Something like 150 litres per person per day is the average amount of water used in the home. Bathing and flushing the loo are major uses but there is also laundry, washing up, watering the garden, cooking and of course drinking!
Over the years water use has steadily increased. Back in the day when the bath was a tub in front of the fire and laundry was done by hand, you can probably imagine how the processes got through a lot less water. Now it’s all too easy to run a bath or switch on the washing machine, with the water piped directly to where it is needed.
But 150 litres per person per day is not the final total. That is only the water used in the home. If you add all the other uses of water, it averages out at about 860 litres per person per day. But what are these other uses?
The biggest water users are power stations and you usually find them located on major rivers, lakes or the coast because they need such a large water supply. Fortunately, most of their water use is for cooling, so the water doesn’t need to be cleaned and treated in the same way as the water supply to homes. Also, the water is often used and then put back into the river/lake/sea, just at a slightly warmer temperature.

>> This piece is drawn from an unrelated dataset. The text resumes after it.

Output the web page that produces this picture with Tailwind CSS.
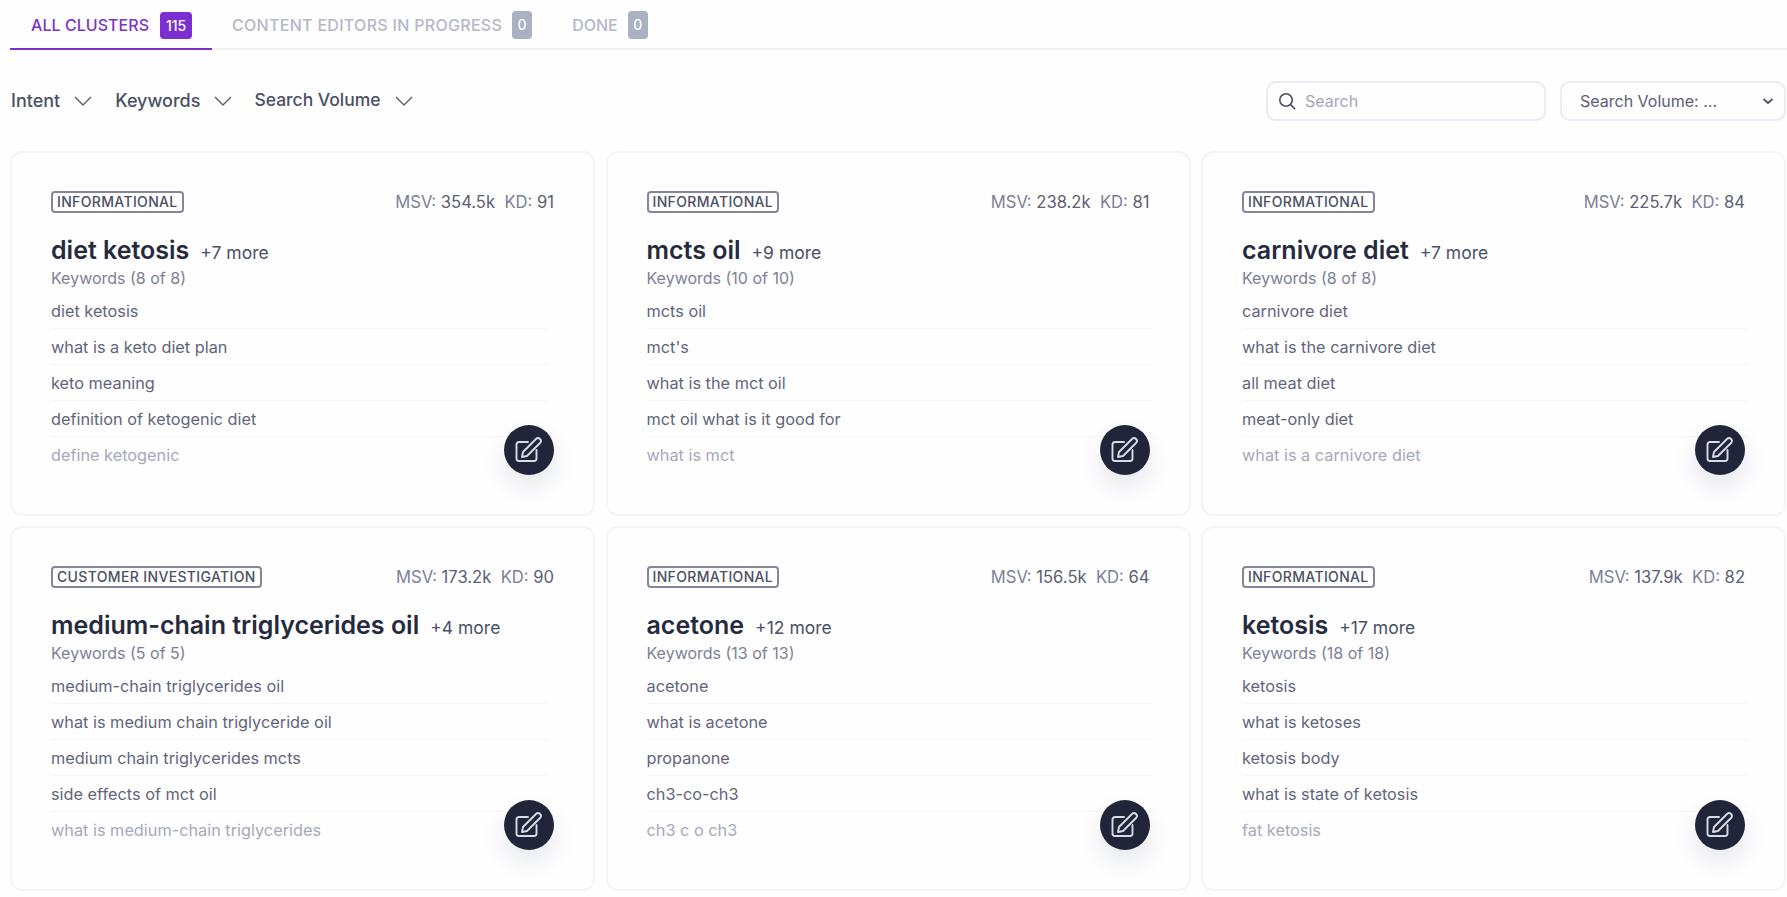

Compared to power stations and home use, farming uses relatively little water. Again, the water doesn’t need to be cleaned or treated, though salty water can’t be used. The problem is that it is mainly needed during hot weather and in the drier areas of central, southern and eastern England: the time and the place that water resources are most stretched.
Industry as a whole uses a similar amount of water to farming. It might be used in the actual manufacturing process or simply be used for cleaning. Food processing, for example, needs a high-quality water supply.
So, although we only directly use a small proportion of the 860 litres per person per day, we do use the electricity, eat the food that was grown and buy factory products. We might only use about 150 litres per person per day in the home but we are part of the reason for using, on average, a whole lot more.